Or les jacobins ne l’entendaient pas ainsi. Le 6 novembre, sur les dénonciations du département de Maine-et-Loire, « des rassemblements de trois à quatre mille hommes armés, annonçaient les administrateurs, se livrent à tous les excès que produit le délire de la superstition. Partout les prêtres constitutionnels sont maltraités, assassinés jusqu’au pied des autels ». Sur d’aussi scélérates dénonciations, l’Assemblée nationale ordonna de nouvelles mesures contre les prêtres non assermentés, perturbateurs du repos public. En Vendée, ces mesures furent appliquées avant même d’être décrétées : comme, à Saint-Laurent-de-la-Plaine, la Vierge était apparue, racontait-on, sur les ruines du sanctuaire, le directoire de Saint-Florent-le-Vieil, considérant que, dans les processions qui s’y dirigeaient de nouveau, les prières qu’on y faisait, les hymnes qu’on y chantait avaient l’intention de rétablir les prêtres dans leur ancien état, arrêta de « réprimer, au besoin par la force, tous les attroupements de ce genre ». Un intrus fut installé dans l’église de Saint-Laurent-de-la-Plaine. Et lorsque le roi eut refusé de sanctionner le décret (du 29 novembre) qui frappait de déchéance tous les prêtres non assermentés, les privait de tout traitement et pension, les déclarait « réputés suspects de révolte contre la loi et de mauvaise intention contre la patrie, et comme tels plus particulièrement soumis à la surveillance de toutes les autorités constituées, n les directoires d’Angers et de Nantes se conformèrent au mot d’ordre que les sections de Paris vinrent alors signifier à la Législative, et ils considérèrent comme non avenu le veto royal.

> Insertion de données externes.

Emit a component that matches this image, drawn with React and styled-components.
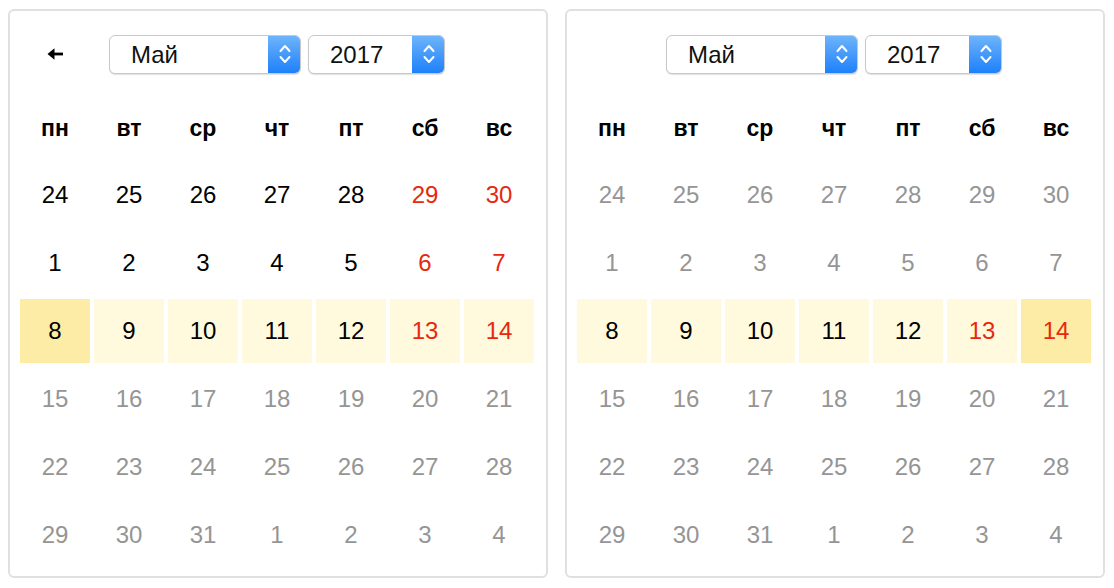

Les prêtres vendéens non assermentés étaient désormais traités comme des malfaiteurs placés sous la surveillance de la police. Le Ier février, ceux de Maine-et-Loire reçurent l’ordre de se rendre à Angers et d’y fixer leur demeure dans la huitaine. C’était, disait l’arrêté, pour les placer, « sous la sauvegarde de la loi, à l’abri de toute insulte » ! Ils durent indiquer leur domicile à la municipalité et ne point s’éloigner de la ville de plus d’une demi-lieue, à peine d’être ramenés par la force publique ; quant à ceux qui restaient en fonctions dans leurs paroisses, ils étaient à l’avance déclarés responsables des troubles qui y éclateraient.

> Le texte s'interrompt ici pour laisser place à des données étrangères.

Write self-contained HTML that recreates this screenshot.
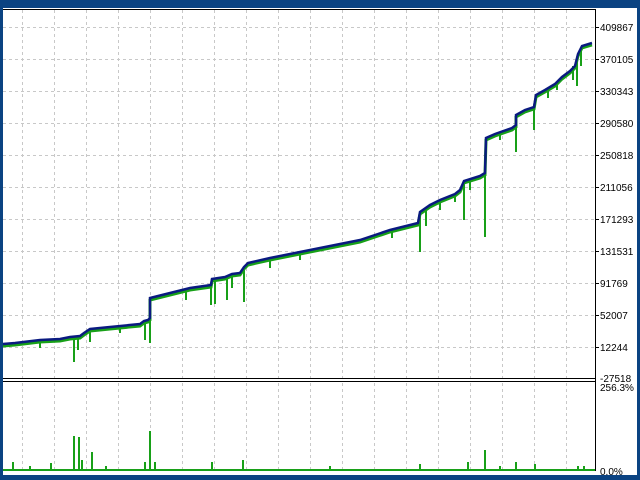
<!DOCTYPE html>
<html><head><meta charset="utf-8"><style>
html,body{margin:0;padding:0;width:640px;height:480px;overflow:hidden;background:#0b4382}
svg{display:block}
text{font-family:"Liberation Sans",sans-serif;font-size:10px;fill:#000}
</style></head><body>
<svg width="640" height="480" viewBox="0 0 640 480">
<rect x="0" y="0" width="640" height="480" fill="#0b4382"/>
<rect x="3" y="8" width="634" height="467" fill="#fff"/>
<g stroke="#c8c8c8" stroke-dasharray="3,3" stroke-width="1">
<path d="M22.5 10V378M54.5 10V378M86.5 10V378M118.5 10V378M150.5 10V378M182.5 10V378M214.5 10V378M246.5 10V378M278.5 10V378M310.5 10V378M342.5 10V378M374.5 10V378M406.5 10V378M438.5 10V378M470.5 10V378M502.5 10V378M534.5 10V378M566.5 10V378"/>
<path d="M22.5 383V470M54.5 383V470M86.5 383V470M118.5 383V470M150.5 383V470M182.5 383V470M214.5 383V470M246.5 383V470M278.5 383V470M310.5 383V470M342.5 383V470M374.5 383V470M406.5 383V470M438.5 383V470M470.5 383V470M502.5 383V470M534.5 383V470M566.5 383V470"/>
<path d="M3 27.5H595M3 59.5H595M3 91.5H595M3 123.5H595M3 155.5H595M3 187.5H595M3 219.5H595M3 251.5H595M3 283.5H595M3 315.5H595M3 347.5H595"/>
</g>
<g stroke="#000" stroke-width="1" fill="none">
<path d="M3 9.5H595.5V471M3 378.5H595M3 381.5H595M3 470.5H595"/>
<path d="M595 27.5h4M595 59.5h4M595 91.5h4M595 123.5h4M595 155.5h4M595 187.5h4M595 219.5h4M595 251.5h4M595 283.5h4M595 315.5h4M595 347.5h4"/>
</g>
<g stroke="#18a018" stroke-width="2" fill="none">
<path d="M74 337V362M78 336V350M90 330V342M145 322V340M150 318V343M211 285V305M215 279V304M227 276V300M186 289V300M244 267V302M420 214V252M426 210V226M464 182V220M485 174V237M516 116V152M534 108V130M557 84V90M577 60V86M581 50V66M455 195V202M440 201V210M270 258V268M500 132V140M573 66V80M40 340V348M120 327V333M232 276V288M300 254V260M392 232V238M470 180V190M548 90V98"/>
<path d="M3 470H595" stroke-width="2"/>
<path d="M13 470V462M30 470V466M51 470V463M74 470V436M79 470V437M82 470V460M92 470V452M106 470V466M145 470V462M150 470V431M155 470V462M212 470V462M243 470V460M330 470V466M420 470V464M468 470V462M485 470V450M500 470V466M516 470V462M535 470V464M578 470V466M584 470V466"/>
</g>
<path d="M3 346L15 345L40 342L60 341L70 339L80 338L84 335L90 331L110 329L140 326L144 323L148 322L150 320L150 300L162 297L170 295L190 290L211 287L212 281L225 279L232 276L240 275L244 269L248 265L270 260L300 254L330 248L360 242L378 236L390 232L410 227L418 225L420 214L430 207L440 202L455 196L460 192L464 183L480 178L485 175L486 140L495 136L512 130L516 127L516 117L525 112L534 109L536 97L545 92L555 86L562 79L570 73L575 68L578 56L582 48L592 45" fill="none" stroke="#18a018" stroke-width="3"/>
<path d="M3 344L15 343L40 340L60 339L70 337L80 336L84 333L90 329L110 327L140 324L144 321L148 320L150 318L150 298L162 295L170 293L190 288L211 285L212 279L225 277L232 274L240 273L244 267L248 263L270 258L300 252L330 246L360 240L378 234L390 230L410 225L418 223L420 212L430 205L440 200L455 194L460 190L464 181L480 176L485 173L486 138L495 134L512 128L516 125L516 115L525 110L534 107L536 95L545 90L555 84L562 77L570 71L575 66L578 54L582 46L592 43" fill="none" stroke="#0a1a80" stroke-width="2.5"/>
<g>
<text x="600" y="31">409867</text><text x="600" y="63">370105</text><text x="600" y="95">330343</text>
<text x="600" y="127">290580</text><text x="600" y="159">250818</text><text x="600" y="191">211056</text>
<text x="600" y="223">171293</text><text x="600" y="255">131531</text><text x="600" y="287">91769</text>
<text x="600" y="319">52007</text><text x="600" y="351">12244</text><text x="600" y="382">-27518</text>
<text x="600" y="391">256.3%</text><text x="600" y="475">0.0%</text>
</g>
</svg>
</body></html>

Sous le coup de pareilles injustices, les condamnés, – c’est le nom qui leur convient, – adressèrent « au meilleur des rois » une lettre de protestation où ils observaient que, loin de soulever le peuple, « il avait fallu et il fallait encore toute l’activité de leur zèle pour l’empêcher d’opposer une résistance active à l’oppression religieuse et aux scélérates calomnies des clubs ». – « Jusqu’ici, disaient-ils, nous avons contenu le peuple. Mais si on nous éloigne de lui, si on l’abandonne à l’indignation et au désespoir, qui peut calculer les excès auxquels il peut se porter ? Prévenez, Sire, prévenez de pareils malheurs, il en est temps encore. » Non, il n’en était plus temps, car le Gouvernement n’existait plus, sinon dans la haine des fanatiques qui réclamaient déjà, comme les administrateurs d’Angers, « la déportation des prêtres réfractaires hors du royaume. » En mai 1792, il y avait à Angers quatre cent huit prêtres internés, dont cinquante et un du pays des Mauges.

Pendant ce temps, on dépouillait les églises de leurs cloches et de leurs ornements sacrés. La Révellière-Lépeaux, le futur pontife des théophilanthropes, réunissait dans la chapelle de l’ancien chapitre de Beaupréau les Amis de la Constitution de la région, essayait d’établir des clubs et organisait des fêtes patriotiques.

À ces insultantes provocations, les catholiques ne répondirent encore que par des moyens constitutionnels. En avril, presque toutes les municipalités des districts de Savenay, de Clisson et d’Ancenis adhérèrent à une pétition qui démontrait l’illégalité de la conduite du directoire de Loire-Inférieure : « Nous voulons la paix, écrivaient les protestataires au président de l’Assemblée nationale ; mais le moyen de la conserver et de l’obtenir est d’observer et de faire observer la Constitution. Nous sommes décidés à en procurer l’exécution. »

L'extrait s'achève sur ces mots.